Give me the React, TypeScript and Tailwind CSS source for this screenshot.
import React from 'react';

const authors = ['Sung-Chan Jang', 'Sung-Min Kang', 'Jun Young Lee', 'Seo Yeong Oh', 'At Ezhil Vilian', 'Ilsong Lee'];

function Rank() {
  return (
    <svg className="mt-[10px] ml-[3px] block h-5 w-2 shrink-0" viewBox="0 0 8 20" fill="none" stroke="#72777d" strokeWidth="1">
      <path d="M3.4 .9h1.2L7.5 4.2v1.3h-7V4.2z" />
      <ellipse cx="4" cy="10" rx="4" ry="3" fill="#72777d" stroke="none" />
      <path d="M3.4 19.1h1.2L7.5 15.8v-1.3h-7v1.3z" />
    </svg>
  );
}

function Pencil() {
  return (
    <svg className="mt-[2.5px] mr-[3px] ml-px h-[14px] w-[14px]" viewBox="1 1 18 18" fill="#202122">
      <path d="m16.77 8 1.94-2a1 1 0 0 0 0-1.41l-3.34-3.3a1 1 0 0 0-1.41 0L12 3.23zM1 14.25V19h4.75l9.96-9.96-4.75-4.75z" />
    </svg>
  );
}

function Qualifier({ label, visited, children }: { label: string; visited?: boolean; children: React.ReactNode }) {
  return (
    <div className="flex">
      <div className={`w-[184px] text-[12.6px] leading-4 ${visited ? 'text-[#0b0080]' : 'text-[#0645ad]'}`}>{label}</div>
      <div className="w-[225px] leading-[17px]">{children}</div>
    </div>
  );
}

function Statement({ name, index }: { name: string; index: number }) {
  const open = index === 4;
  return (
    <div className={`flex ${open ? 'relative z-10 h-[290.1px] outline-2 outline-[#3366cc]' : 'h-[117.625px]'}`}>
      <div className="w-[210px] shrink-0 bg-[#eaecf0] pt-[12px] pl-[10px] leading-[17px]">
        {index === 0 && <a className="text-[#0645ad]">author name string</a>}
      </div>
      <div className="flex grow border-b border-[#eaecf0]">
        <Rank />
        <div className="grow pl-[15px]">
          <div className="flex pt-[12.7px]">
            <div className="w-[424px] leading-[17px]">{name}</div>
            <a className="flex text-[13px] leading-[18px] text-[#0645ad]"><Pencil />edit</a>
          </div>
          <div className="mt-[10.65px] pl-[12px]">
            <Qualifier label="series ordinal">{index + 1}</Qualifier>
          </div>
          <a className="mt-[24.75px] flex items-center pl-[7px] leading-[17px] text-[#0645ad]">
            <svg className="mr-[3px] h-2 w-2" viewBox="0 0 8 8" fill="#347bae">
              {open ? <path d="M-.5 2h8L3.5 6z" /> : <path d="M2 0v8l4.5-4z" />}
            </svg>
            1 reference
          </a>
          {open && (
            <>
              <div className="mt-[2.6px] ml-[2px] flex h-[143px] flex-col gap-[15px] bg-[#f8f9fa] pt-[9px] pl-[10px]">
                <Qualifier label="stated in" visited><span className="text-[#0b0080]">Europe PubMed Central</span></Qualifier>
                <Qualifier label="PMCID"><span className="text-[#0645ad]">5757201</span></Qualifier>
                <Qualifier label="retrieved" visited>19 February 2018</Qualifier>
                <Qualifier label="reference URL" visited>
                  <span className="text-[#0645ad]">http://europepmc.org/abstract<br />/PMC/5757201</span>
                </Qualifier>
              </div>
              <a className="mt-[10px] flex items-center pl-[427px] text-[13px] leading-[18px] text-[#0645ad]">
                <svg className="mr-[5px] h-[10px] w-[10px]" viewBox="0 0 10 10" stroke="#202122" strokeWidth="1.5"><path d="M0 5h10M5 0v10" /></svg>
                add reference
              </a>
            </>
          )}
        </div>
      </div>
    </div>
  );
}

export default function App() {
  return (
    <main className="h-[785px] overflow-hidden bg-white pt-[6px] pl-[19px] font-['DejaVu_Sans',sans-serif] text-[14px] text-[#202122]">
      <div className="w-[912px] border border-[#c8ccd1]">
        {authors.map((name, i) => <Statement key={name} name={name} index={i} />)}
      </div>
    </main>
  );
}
* * *
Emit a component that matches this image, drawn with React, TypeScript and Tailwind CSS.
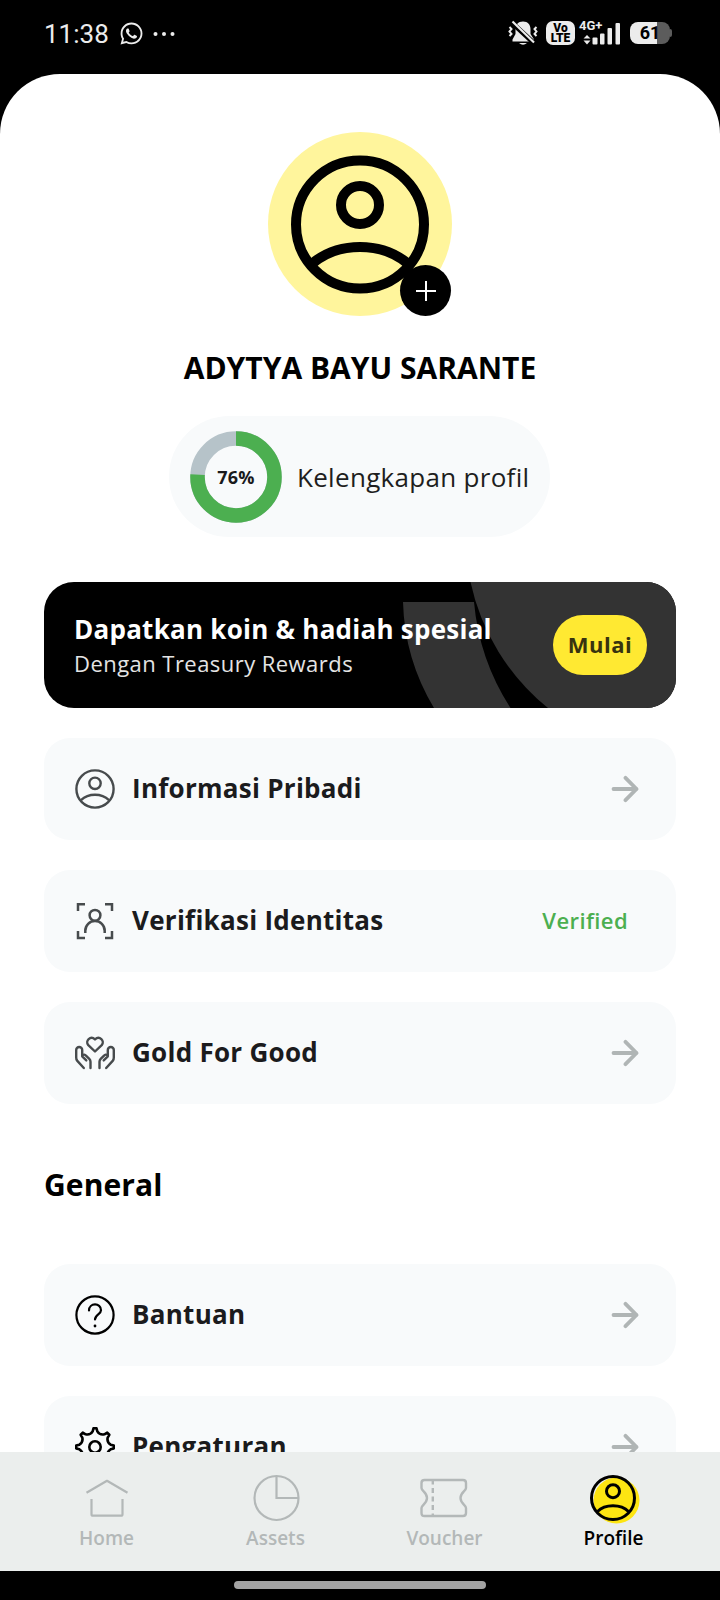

■ **What to work on**: Pick out the lines that include the word "TypeScript" and write them out.

■ **The reply**:
Give me the React, TypeScript and Tailwind CSS source for this screenshot.
Emit a component that matches this image, drawn with React, TypeScript and Tailwind CSS.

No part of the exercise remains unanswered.